Dome also stated "Bon proudly showed me some of the scribbles he'd put down in preparation for an album he felt would define AC/DC – and open up new possibilities as well. It's hard to be absolutely accurate from a distance of quarter of a century, and through the haze of alcohol which enveloped the night, but one line sticks in my mind as being on one of those sheets: 'She told me to come, but I was already there.' A renowned lyric from the song 'You Shook Me All Night Long', it has Bon's trademark all over it – a neatly worked double entendre that fits in with the track record of a man who wrote Big Balls, The Jack and other similarly styled songs."

== Music video ==
There are two music videos. The first is directed by Eric Dionysius and Eric Mistler, is similar to the other Back in Black videos ("Back in Black", "Hells Bells", "What Do You Do For Money Honey", "Rock and Roll Ain't Noise Pollution" and "Let Me Put My Love Into You") and is available on the special Back in Black, The Videos. It is also included on the Backtracks box set.

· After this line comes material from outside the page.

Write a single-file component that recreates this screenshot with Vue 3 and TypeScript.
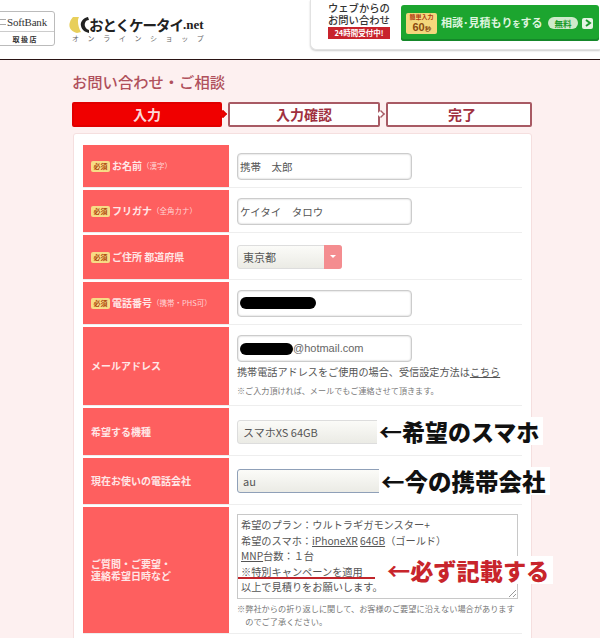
<script setup lang="ts">
const steps = [
  { label: '入力', active: true },
  { label: '入力確認', active: false },
  { label: '完了', active: false },
]
</script>

<template>
  <div class="page">
    <header class="header">
      <div class="sb">
        <div class="sb-top"><span class="sb-bars"></span>SoftBank</div>
        <div class="sb-bot">取 扱 店</div>
      </div>
      <div class="logo">
        <div class="logo-top">
          <svg class="logo-mark" width="20" height="16" viewBox="0 0 20 16">
            <path d="M4 0 L10 0 C8 3 9 10 12 15 L8 16 C2 15 -1 10 1 5 C1.500 3 3 1 4 0 Z" fill="#e8cf5a" />
            <path d="M19 0 C14 1 11 5 12 9 C13 13 16 15 20 16 L20 13 C17 12 15 9 16 6 C16.500 4 18 3 20 3 Z" fill="#222" />
          </svg>
          <span class="logo-name">おとくケータイ</span><span class="logo-net">.net</span>
        </div>
        <div class="logo-sub">オンラインショップ</div>
      </div>
      <div class="cta">
        <div class="cta-text">
          <div class="cta-line">ウェブからの</div>
          <div class="cta-line">お問い合わせ</div>
          <div class="cta-badge">24時間受付中!</div>
        </div>
        <div class="cta-btn">
          <div class="cta-time"><span class="t1">簡単入力</span><span class="t2">60<small>秒</small></span></div>
          <span class="cta-label">相談･見積もり<span class="wo">を</span>する</span>
          <span class="cta-free">無料</span>
          <span class="cta-arrow">
            <svg width="8" height="8" viewBox="0 0 8 8"><path d="M2 1 L6 4 L2 7" fill="none" stroke="#1c9a2c" stroke-width="2" /></svg>
          </span>
        </div>
      </div>
    </header>

    <main class="main">
      <h1 class="title">お問い合わせ・ご相談</h1>
      <div class="steps">
        <div v-for="s in steps" :key="s.label" class="step" :class="{ active: s.active }">{{ s.label }}</div>
      </div>

      <section class="card">
        <div class="row r1">
          <div class="lab"><span class="req">必須</span><b>お名前</b><small>（漢字）</small></div>
          <div class="val"><div class="input">携帯　太郎</div></div>
        </div>
        <div class="row r1">
          <div class="lab"><span class="req">必須</span><b>フリガナ</b><small>（全角カナ）</small></div>
          <div class="val"><div class="input">ケイタイ　タロウ</div></div>
        </div>
        <div class="row r3">
          <div class="lab"><span class="req">必須</span><b>ご住所 都道府県</b></div>
          <div class="val">
            <div class="select small">東京都<span class="caret"></span></div>
          </div>
        </div>
        <div class="row r1">
          <div class="lab"><span class="req">必須</span><b>電話番号</b><small>（携帯・PHS可）</small></div>
          <div class="val"><div class="input"><span class="mask phone"></span></div></div>
        </div>
        <div class="row r5">
          <div class="lab"><b>メールアドレス</b></div>
          <div class="val top">
            <div class="input mail"><span class="mask email"></span>@hotmail.com</div>
            <p class="help">携帯電話アドレスをご使用の場合、受信設定方法は<u>こちら</u></p>
            <p class="note">※ご入力頂ければ、メールでもご連絡させて頂きます。</p>
          </div>
        </div>
        <div class="row r6">
          <div class="lab"><b>希望する機種</b></div>
          <div class="val">
            <div class="select wide">スマホXS 64GB</div>
            <div class="anno black a1"><span class="arrow">←</span>希望のスマホ</div>
          </div>
        </div>
        <div class="row r7">
          <div class="lab"><b>現在お使いの電話会社</b></div>
          <div class="val">
            <div class="select wide focus">au</div>
            <div class="anno black a2"><span class="arrow">←</span>今の携帯会社</div>
          </div>
        </div>
        <div class="row r8">
          <div class="lab"><b>ご質問・ご要望・<br />連絡希望日時など</b></div>
          <div class="val top2">
            <div class="textarea">
              <div>希望のプラン：ウルトラギガモンスター+</div>
              <div>希望のスマホ：<u>iPhoneXR</u> <u>64GB</u>（ゴールド）</div>
              <div><u>MNP</u>台数：１台</div>
              <div class="mark">※特別キャンペーンを適用</div>
              <div>以上で見積りをお願いします。</div>
              <svg class="grip" width="8" height="8" viewBox="0 0 8 8"><path d="M1 8 L8 1 M5 8 L8 5" stroke="#999" /></svg>
            </div>
            <p class="note n2">※弊社からの折り返しに関して、お客様のご要望に沿えない場合があります<br />　のでご了承ください。</p>
            <div class="anno red"><span class="arrow">←</span>必ず記載する</div>
          </div>
        </div>
      </section>
    </main>
  </div>
</template>

<style>
html, body { margin: 0; padding: 0; background: #fdf0f0; }
</style>

<style scoped>
.page {
  width: 600px;
  height: 638px;
  overflow: hidden;
  background: #fdf0f0;
  font-family: "Noto Sans CJK JP", "Liberation Sans", sans-serif;
  color: #444;
}
.header {
  height: 59px;
  background: #fff;
  border-bottom: 1px solid #2a1414;
  display: flex;
  align-items: flex-start;
  overflow: hidden;
  box-sizing: content-box;
}
.sb {
  margin: 11px 0 0 -6px;
  width: 61px;
  height: 35px;
  box-sizing: border-box;
  border: 1px solid #bbb;
  border-radius: 3px;
  flex: none;
}
.sb-top {
  height: 19px;
  border-bottom: 1px solid #ccc;
  font: 11px/18px "Liberation Serif", serif;
  color: #333;
  display: flex;
  align-items: center;
  gap: 1px;
  padding-left: 5px;
  letter-spacing: -.2px;
}
.sb-bars {
  width: 6px;
  height: 4px;
  border-top: 1px solid #aaa;
  border-bottom: 1px solid #aaa;
  flex: none;
}
.sb-bot { font-size: 7px; line-height: 14px; font-weight: 700; text-align: center; color: #333; }
.logo { margin: 16px 0 0 14px; width: 140px; flex: none; }
.logo-top { display: flex; align-items: center; height: 17px; }
.logo-mark { flex: none; }
.logo-name { font-size: 14.5px; line-height: 17px; font-weight: 700; color: #222; letter-spacing: -1px; white-space: nowrap; }
.logo-net { font: 700 13px/17px "Liberation Serif", serif; color: #222; }
.logo-sub { font-size: 7px; letter-spacing: 8.6px; color: #666; line-height: 10px; margin: 0 0 0 3px; white-space: nowrap; }
.cta {
  margin-left: auto;
  width: 290px;
  height: 50px;
  box-sizing: border-box;
  background: #fff;
  border: 1px solid #e2e2e2;
  border-top: 0;
  border-right: 0;
  border-radius: 0 0 0 6px;
  box-shadow: 0 1px 2px #ccc;
  display: flex;
  align-items: flex-start;
  flex: none;
}
.cta-text { width: 90px; padding: 2px 0 0 17px; box-sizing: border-box; }
.cta-line { font-size: 10.3px; line-height: 12px; font-weight: 500; color: #333; white-space: nowrap; }
.cta-badge {
  background: #c8232c;
  color: #fff;
  font-size: 7.5px;
  font-weight: 700;
  line-height: 12px;
  height: 12px;
  width: 62px;
  margin: 1px 0 0 0;
  white-space: nowrap;
  text-align: center;
}
.cta-btn {
  margin: 5px 0 0 0;
  width: 198px;
  height: 36px;
  background: #1ca52f;
  border-radius: 3px;
  box-shadow: inset 0 -2px 0 #15872a;
  display: flex;
  align-items: center;
  padding-left: 5px;
  box-sizing: border-box;
  color: #fff;
}
.cta-time {
  width: 31px;
  height: 21px;
  background: #f4d77c;
  border-radius: 2px;
  display: flex;
  flex-direction: column;
  align-items: center;
  color: #8a4a10;
  flex: none;
}
.t1 { font-size: 6px; line-height: 8px; font-weight: 700; color: #b03a10; white-space: nowrap; }
.t2 { font: 700 11px/12px "Liberation Sans", sans-serif; }
.t2 small { font-size: 6px; }
.cta-label { font-size: 11px; line-height: 14px; font-weight: 700; margin-left: 4px; white-space: nowrap; color: #dff5df; width: 104px; flex: none; }
.wo { font-size: 8px; }
.cta-free {
  background: #cfeacb;
  color: #1c9a2c;
  font-size: 8.5px;
  font-weight: 700;
  width: 30px;
  height: 12px;
  line-height: 12px;
  border-radius: 6px;
  text-align: center;
  margin-left: 3px;
  flex: none;
}
.cta-arrow {
  width: 11px;
  height: 11px;
  background: #e4f4e2;
  border-radius: 2px;
  margin-left: 4px;
  display: flex;
  align-items: center;
  justify-content: center;
  flex: none;
}
.main { padding: 0 68px 0 72px; }
.title { margin: 0; padding-top: 11px; height: 31px; font-size: 15.3px; line-height: 20px; font-weight: 500; color: #b0505c; white-space: nowrap; }
.steps { display: flex; gap: 6px; height: 25px; }
.step {
  flex: 152px 0 0;
  position: relative;
  box-sizing: border-box;
  background: #fff;
  border: 2px solid #a85a64;
  border-radius: 2px;
  text-align: center;
  font-size: 14px;
  font-weight: 700;
  line-height: 21px;
  color: #a03040;
}
.step:first-child { flex-basis: 150px; }
.step:last-child { flex-basis: 146px; padding-left: 6px; }
.step.active { background: #f00000; border-color: #e00000; color: #fbd8d8; }
.step:not(:last-child)::after {
  content: "";
  position: absolute;
  right: -7px;
  top: 6px;
  width: 8px;
  height: 8px;
  background: #fff;
  border-top: 2px solid #a85a64;
  border-right: 2px solid #a85a64;
  transform: rotate(45deg) scale(.7);
  box-sizing: border-box;
}
.step.active::after { background: #f00000; border-color: #e00000; }
.card {
  margin-top: 6px;
  width: 459px;
  margin-left: 1px;
  box-sizing: border-box;
  background: #fff;
  border: 1px solid #f5dfdf;
  border-radius: 3px;
  padding: 11px 9px 0 9px;
  height: 520px;
}
.row { display: flex; border-bottom: 1px solid #eee; margin-bottom: 2px; box-sizing: border-box; }
.r1 { height: 43px; }
.r3 { height: 45px; }
.r5 { height: 79px; }
.r6 { height: 48px; }
.r7 { height: 47px; }
.r8 { height: 127px; }
.lab {
  width: 146px;
  flex: none;
  background: #fe5f5f;
  color: #ffe6e6;
  display: flex;
  align-items: center;
  padding-left: 8px;
  box-sizing: border-box;
  font-size: 10px;
  white-space: nowrap;
  line-height: 12px;
}
.lab b { font-weight: 700; }
.lab small { font-size: 7.5px; margin-left: 0; color: #ffd5d5; }
.req {
  background: #f7dc85;
  color: #b04a10;
  font-size: 7px;
  font-weight: 700;
  width: 19px;
  height: 11px;
  line-height: 11px;
  border-radius: 2px;
  text-align: center;
  margin-right: 2px;
  flex: none;
}
.val {
  flex: 1;
  position: relative;
  padding-left: 8px;
  display: flex;
  flex-direction: column;
  justify-content: center;
  min-width: 0;
}
.val.top { justify-content: flex-start; padding-top: 8px; }
.val.top2 { justify-content: flex-start; padding-top: 7px; }
.input {
  width: 175px;
  height: 27px;
  box-sizing: border-box;
  background: #fff;
  border: 1px solid #ccc;
  box-shadow: inset 0 0 2px #bbb;
  border-radius: 4px;
  font-size: 10.5px;
  line-height: 25px;
  padding-left: 2px;
  color: #555;
  display: flex;
  align-items: center;
  white-space: nowrap;
}
.input.mail { font-family: "Liberation Sans", sans-serif; font-size: 11px; color: #666; }
.mask { display: inline-block; height: 12px; background: #000; border-radius: 6px; }
.phone { width: 76px; }
.email { width: 53px; }
.select {
  height: 24px;
  box-sizing: border-box;
  background: linear-gradient(#fbfbf8, #ebebe5);
  border: 1px solid #ddd;
  border-radius: 3px;
  font-size: 11px;
  line-height: 22px;
  padding-left: 5px;
  color: #555;
  white-space: nowrap;
  position: relative;
}
.select.small { width: 105px; }
.select.wide { width: 148px; }
.select.focus { border-color: #8fa0b8; }
.caret {
  position: absolute;
  right: -1px;
  top: -1px;
  bottom: -1px;
  width: 18px;
  background: #f48d90;
  border-radius: 0 3px 3px 0;
}
.caret::after {
  content: "";
  position: absolute;
  left: 6px;
  top: 10px;
  border: 3px solid transparent;
  border-top-color: #fff;
}
.help { margin: 2px 0 0; font-size: 10.15px; line-height: 16px; color: #555; white-space: nowrap; }
.note { margin: 5px 0 0; font-size: 8.1px; line-height: 12px; color: #777; white-space: nowrap; }
.n2 { margin-top: 3px; font-size: 8.2px; line-height: 13px; }
.textarea {
  position: relative;
  width: 281px;
  height: 85px;
  box-sizing: border-box;
  border: 1px solid #c8c8c8;
  padding: 2px 3px;
  font-size: 10.2px;
  line-height: 15.5px;
  color: #555;
  white-space: nowrap;
  background: #fff;
}
.mark { position: relative; }
.mark::after {
  content: "";
  position: absolute;
  left: -3px;
  top: 13px;
  width: 137px;
  height: 2px;
  background: #c0252b;
}
.grip { position: absolute; right: 1px; bottom: 1px; }
.anno {
  position: absolute;
  font-weight: 900;
  white-space: nowrap;
  background: #fff;
  line-height: 28px;
  padding: 0 4px 0 2px;
}
.arrow { font-weight: 700; }
.black { color: #111; font-size: 23px; }
.a1 { left: 148px; top: 9px; }
.a2 { left: 150px; top: 9px; font-size: 23.5px; }
.red { color: #c8252b; font-size: 23.2px; left: 156px; top: 49px; }
</style>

The second is directed by David Mallet and released six years after the song's original release (when the song was reissued in Who Made Who). Angus and Malcolm Young follow Johnson around the West Riding of Yorkshire town of Huddersfield, with Angus Young wearing his signature schoolboy outfit. The video clip casts the English glamour model Corinne Russell, a former Hill's Angel and Page 3 Girl—along with other leather clad women wearing suits with zips at the groin region—pedaling exercise bicycles in the background.

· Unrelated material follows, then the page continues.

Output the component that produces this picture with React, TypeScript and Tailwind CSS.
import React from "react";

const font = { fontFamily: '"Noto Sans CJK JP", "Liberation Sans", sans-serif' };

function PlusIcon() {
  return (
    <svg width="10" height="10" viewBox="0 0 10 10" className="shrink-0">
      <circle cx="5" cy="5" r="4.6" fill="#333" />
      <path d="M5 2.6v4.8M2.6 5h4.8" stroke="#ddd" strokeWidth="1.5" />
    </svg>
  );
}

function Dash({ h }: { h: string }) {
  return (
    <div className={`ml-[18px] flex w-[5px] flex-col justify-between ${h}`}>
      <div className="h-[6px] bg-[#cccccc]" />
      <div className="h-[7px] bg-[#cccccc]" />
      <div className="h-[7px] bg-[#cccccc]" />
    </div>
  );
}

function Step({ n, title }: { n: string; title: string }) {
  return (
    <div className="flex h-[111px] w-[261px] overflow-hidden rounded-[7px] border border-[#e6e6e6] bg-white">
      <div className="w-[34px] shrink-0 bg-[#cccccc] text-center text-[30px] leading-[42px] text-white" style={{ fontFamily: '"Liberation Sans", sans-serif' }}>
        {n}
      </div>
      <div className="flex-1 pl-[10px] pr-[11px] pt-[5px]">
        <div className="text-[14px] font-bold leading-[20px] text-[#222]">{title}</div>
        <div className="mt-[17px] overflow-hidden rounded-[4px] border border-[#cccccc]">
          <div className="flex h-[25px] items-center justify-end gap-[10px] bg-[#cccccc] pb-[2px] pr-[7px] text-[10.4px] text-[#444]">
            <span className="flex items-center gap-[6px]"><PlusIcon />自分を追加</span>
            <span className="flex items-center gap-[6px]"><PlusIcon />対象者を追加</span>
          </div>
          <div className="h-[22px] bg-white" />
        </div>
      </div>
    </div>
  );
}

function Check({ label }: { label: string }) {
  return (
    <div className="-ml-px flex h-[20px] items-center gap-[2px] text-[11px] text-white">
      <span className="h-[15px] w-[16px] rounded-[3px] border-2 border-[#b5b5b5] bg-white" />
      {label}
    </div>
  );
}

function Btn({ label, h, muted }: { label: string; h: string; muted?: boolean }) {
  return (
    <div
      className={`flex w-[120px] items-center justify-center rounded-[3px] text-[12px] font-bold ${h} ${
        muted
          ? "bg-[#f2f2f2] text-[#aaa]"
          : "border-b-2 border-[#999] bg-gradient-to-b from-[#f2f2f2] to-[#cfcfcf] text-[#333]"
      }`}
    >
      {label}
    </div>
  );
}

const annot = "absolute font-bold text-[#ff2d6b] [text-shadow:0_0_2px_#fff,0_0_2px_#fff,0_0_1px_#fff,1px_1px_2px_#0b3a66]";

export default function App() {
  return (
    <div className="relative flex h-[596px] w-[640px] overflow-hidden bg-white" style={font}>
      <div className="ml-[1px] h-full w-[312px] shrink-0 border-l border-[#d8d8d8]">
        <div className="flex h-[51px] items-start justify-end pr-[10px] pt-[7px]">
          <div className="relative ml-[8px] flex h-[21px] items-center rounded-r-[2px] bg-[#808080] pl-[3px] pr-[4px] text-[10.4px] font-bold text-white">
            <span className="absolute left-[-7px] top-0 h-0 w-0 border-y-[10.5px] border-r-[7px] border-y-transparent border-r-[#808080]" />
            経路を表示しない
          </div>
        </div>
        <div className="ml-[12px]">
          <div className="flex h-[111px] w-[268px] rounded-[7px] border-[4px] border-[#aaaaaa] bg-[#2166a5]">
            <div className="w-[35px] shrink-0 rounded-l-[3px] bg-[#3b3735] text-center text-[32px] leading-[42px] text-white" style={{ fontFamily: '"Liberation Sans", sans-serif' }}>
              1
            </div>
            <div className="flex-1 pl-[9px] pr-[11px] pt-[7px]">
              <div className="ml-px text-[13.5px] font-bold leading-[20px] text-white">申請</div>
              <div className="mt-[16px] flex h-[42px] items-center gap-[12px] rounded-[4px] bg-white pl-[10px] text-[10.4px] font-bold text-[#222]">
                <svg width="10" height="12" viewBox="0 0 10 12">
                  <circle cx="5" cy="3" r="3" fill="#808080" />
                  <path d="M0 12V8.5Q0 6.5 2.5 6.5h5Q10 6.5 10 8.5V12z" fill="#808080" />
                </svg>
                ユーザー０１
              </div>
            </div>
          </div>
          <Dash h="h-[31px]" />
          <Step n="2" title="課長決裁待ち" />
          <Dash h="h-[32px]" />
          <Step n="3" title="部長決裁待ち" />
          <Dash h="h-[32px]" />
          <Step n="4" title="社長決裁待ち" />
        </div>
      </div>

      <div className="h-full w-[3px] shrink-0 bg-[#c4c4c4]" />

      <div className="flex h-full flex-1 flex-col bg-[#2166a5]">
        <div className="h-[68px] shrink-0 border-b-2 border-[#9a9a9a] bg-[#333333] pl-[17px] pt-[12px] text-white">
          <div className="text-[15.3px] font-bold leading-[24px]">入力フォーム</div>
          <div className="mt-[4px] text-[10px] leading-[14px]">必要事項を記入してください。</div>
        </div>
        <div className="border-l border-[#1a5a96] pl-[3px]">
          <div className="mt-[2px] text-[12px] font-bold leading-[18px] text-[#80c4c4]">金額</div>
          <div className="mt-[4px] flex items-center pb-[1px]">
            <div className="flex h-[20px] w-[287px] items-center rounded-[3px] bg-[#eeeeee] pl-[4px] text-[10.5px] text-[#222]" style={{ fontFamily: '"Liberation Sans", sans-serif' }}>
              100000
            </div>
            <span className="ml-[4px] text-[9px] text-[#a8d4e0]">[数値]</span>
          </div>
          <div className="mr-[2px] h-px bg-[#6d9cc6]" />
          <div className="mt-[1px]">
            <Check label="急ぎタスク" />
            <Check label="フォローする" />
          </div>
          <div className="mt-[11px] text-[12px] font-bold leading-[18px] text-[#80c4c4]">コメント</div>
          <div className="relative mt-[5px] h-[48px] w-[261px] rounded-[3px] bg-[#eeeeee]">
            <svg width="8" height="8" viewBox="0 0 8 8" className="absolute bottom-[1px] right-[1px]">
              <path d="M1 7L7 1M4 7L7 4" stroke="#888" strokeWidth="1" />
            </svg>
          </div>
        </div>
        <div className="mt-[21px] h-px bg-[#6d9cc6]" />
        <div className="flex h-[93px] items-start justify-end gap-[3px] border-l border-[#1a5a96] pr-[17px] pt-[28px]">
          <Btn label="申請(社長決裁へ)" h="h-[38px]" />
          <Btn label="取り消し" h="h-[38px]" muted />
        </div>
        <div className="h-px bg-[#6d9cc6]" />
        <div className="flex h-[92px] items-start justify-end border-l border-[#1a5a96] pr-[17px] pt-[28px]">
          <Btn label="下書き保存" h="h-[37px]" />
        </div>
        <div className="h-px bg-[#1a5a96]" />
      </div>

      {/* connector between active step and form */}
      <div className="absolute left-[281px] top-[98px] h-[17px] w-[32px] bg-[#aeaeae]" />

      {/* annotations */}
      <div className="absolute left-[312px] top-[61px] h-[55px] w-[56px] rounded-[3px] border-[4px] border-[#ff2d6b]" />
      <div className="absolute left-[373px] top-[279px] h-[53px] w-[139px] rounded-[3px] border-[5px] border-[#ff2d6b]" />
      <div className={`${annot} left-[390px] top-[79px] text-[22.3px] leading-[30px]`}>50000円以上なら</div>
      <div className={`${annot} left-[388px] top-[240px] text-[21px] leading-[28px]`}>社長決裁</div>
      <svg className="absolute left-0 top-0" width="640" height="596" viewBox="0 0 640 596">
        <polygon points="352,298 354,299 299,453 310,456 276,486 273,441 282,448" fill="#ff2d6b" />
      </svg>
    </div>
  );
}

The VH1 series Pop-Up Video revealed that, during the scene with the mechanical bull, the woman playing Johnson's lover accidentally jabbed herself with her spur twice. The roadie who came to her aid married her a year later, and Angus Young gave them a mechanical bull as a wedding present as a joke. In the original 1980 video Phil Rudd played drums, while the 1986 video showed Simon Wright, who replaced Rudd in 1983. Rudd returned to AC/DC in 1994.

==Personnel==
AC/DC
- Brian Johnson – lead vocals
- Angus Young – lead guitar
- Malcolm Young – rhythm guitar, backing vocals
- Cliff Williams – bass guitar, backing vocals
- Phil Rudd – drums

Additional personnel
- Robert John "Mutt" Lange – producer, backing vocals

==Charts==

===Weekly charts===

| Chart (1980) | Peak position |
|---|---|
| Australia (Kent Music Report) | 8 |
| France (SNEP) | 29 |
| Ireland (IRMA) | 19 |
| UK Singles (OCC) | 38 |
| US Billboard Hot 100 | 35 |
| West Germany (GfK) | 29 |

| Chart (1986) | Peak position |
|---|---|
| UK Singles (OCC) | 46 |

| Chart (2012) | Peak position |
|---|---|
| Australia (ARIA) | 49 |
| France (SNEP) | 124 |
| UK Singles (OCC) | 42 |

| Chart (2015) | Peak position |
|---|---|
| Sweden Heatseeker (Sverigetopplistan) | 5 |

| Chart (2017) | Peak position |
|---|---|
| US Hot Rock & Alternative Songs (Billboard) | 11 |

| Chart (2024) | Peak position |
|---|---|
| Global 200 (Billboard) | 199 |

===Year-end charts===

| Chart (1980) | Position |
|---|---|
| Australia (Kent Music Report) | 42 |

==Certifications==

| Region | Certification | Certified units/sales |
| Australia (ARIA) | 10× Platinum | 700,000^{‡} |
| Brazil (Pro-Música Brasil) | Platinum | 60,000^{‡} |
| Canada (Music Canada) | Diamond | 800,000^{‡} |
| Denmark (IFPI Danmark) | Platinum | 90,000^{‡} |
| Germany (BVMI) | Platinum | 600,000^{‡} |
| Italy (FIMI) | 2× Platinum | 140,000^{‡} |
| Mexico (AMPROFON) | Diamond+2× Platinum | 420,000^{‡} |
| New Zealand (RMNZ) | 6× Platinum | 180,000^{‡} |
| Portugal (AFP) | Platinum | 40,000^{‡} |
| Spain (Promusicae) | 2× Platinum | 120,000^{‡} |
| United Kingdom (BPI) | 2× Platinum | 1,200,000^{‡} |
| United States (RIAA) | 6× Platinum | 6,000,000^{‡} |
| United States (RIAA) (Mastertone) | Platinum | 1,000,000^{*} |
^{*} Sales figures based on certification alone. ^{‡} Sales+streaming figures based on certification alone.

== In popular culture ==

- The song was released as a vinyl single by the band Slingshot, featuring singer Kathy Kosins, in 1983; the single was distributed only in the United States, Germany, Canada and Italy.
- The ending credits of the 1986 horror film Maximum Overdrive played this song throughout.
- As noted above, AC/DC performed the song live in the closing scene of Private Parts, the 1997 biopic of radio personality Howard Stern.
- The song appears in the 2001 movie A Knight's Tale, starring Heath Ledger.
- Celine Dion and Anastacia performed a live duet of the song at the 2002 VH1 Divas Las Vegas concert.
- Shania Twain covered "You Shook Me All Night Long" in her "Up! Close and Personal" television special in 2003.
- American country music duo Big & Rich covered "You Shook Me All Night Long" for their 2007 album, Between Raising Hell and Amazing Grace.
- The American long-running series, Supernatural Season 4, featured "You Shook Me All Night Long" for the opening of the first episode "Lazarus Rising".
- The American series, New Girl Season 1, featured "You Shook Me All Night Long" for the ending of the 24th episode "See Ya".